Ambassador of Estonia to Poland
- In office 2013–2014
- President: Kersti Kaljulaid
- Prime Minister: Jüri Ratas
- Preceded by: Jaak Lensment
- Succeeded by: Mait Martinson

Ambassador of Estonia to the United States
- In office 2014–2017
- President: Toomas Hendrik Ilves Kersti Kaljulaid
- Prime Minister: Taavi Rõivas Jüri Ratas
- Preceded by: Marina Kaljurand
- Succeeded by: Lauri Lepik

Personal details
- Born: Eerik Marmei 6 May 1970 (age 56) Tartu, then part of Estonian SSR, Soviet Union
- Education: University of Tartu Notre Dame University
- Occupation: Diplomat

= Eerik Marmei =

Estonian diplomat (born 1970)

Eerik Marmei (born 6 May 1970) is an Estonian diplomat.

In 1993, he graduated from the University of Tartu.

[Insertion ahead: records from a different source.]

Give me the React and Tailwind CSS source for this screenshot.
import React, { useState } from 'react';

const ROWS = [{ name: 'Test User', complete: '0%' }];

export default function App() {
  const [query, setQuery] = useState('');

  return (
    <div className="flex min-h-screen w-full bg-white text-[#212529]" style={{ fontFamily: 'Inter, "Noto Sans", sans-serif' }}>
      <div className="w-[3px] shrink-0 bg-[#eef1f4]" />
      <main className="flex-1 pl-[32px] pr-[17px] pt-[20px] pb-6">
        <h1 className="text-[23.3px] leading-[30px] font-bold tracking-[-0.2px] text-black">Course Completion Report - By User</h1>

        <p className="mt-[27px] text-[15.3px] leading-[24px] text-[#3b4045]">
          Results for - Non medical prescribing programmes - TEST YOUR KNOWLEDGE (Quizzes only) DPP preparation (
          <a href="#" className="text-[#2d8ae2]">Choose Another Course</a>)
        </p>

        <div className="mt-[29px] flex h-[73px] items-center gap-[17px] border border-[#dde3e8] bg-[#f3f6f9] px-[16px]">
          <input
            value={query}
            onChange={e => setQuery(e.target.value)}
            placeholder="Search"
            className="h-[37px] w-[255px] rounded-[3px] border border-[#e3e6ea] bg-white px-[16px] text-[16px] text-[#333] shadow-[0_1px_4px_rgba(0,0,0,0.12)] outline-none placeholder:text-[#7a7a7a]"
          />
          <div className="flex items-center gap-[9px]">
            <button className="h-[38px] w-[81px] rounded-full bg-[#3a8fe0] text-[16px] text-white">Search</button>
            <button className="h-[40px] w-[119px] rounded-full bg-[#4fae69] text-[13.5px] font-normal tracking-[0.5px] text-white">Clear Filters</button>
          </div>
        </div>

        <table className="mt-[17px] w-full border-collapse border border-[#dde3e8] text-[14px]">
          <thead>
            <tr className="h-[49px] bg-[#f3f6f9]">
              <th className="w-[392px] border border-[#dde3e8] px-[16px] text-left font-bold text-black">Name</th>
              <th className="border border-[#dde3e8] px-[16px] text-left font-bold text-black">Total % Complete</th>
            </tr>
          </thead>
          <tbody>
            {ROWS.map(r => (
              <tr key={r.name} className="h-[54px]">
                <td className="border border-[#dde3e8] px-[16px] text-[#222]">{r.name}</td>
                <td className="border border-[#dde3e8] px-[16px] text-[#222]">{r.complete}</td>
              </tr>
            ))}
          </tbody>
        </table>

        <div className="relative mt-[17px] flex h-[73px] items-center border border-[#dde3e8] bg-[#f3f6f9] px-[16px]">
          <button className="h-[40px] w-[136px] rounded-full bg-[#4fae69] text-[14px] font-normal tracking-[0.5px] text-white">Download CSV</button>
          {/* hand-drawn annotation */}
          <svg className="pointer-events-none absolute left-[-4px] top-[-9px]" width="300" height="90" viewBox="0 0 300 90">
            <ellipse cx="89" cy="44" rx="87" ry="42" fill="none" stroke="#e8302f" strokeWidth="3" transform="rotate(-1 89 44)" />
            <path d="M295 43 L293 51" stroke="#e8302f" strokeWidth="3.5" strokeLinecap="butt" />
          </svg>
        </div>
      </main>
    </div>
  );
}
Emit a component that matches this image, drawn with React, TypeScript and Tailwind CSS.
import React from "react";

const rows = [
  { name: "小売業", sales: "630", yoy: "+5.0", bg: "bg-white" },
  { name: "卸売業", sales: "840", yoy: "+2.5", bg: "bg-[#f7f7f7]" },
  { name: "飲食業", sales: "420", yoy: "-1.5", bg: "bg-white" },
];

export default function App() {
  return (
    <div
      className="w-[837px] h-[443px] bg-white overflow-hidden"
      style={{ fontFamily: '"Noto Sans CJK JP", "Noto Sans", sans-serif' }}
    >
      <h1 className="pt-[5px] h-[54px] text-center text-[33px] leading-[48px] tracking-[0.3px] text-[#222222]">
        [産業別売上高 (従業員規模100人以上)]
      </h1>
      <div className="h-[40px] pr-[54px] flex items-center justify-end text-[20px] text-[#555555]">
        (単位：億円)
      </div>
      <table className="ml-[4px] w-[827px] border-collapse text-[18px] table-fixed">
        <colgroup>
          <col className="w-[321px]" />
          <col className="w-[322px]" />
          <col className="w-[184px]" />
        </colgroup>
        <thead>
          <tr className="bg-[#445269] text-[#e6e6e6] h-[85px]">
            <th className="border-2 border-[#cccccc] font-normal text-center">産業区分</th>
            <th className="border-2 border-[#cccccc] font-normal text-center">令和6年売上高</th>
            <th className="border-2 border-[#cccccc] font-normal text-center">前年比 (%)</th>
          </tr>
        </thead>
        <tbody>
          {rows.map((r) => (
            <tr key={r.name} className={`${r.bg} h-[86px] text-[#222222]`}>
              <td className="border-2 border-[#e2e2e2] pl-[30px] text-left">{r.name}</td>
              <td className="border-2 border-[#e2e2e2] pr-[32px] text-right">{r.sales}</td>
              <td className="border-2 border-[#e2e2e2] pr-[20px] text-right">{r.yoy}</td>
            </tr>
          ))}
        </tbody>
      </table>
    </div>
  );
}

In 1996, he finished his master studies at Notre Dame University in international relations.

Since 1993, he has worked for Ministry of Foreign Affairs.

From 2013 to 2014, he was Ambassador of Estonia to Poland and Romania. From 2014 to 2017, he was Ambassador of Estonia to the United States.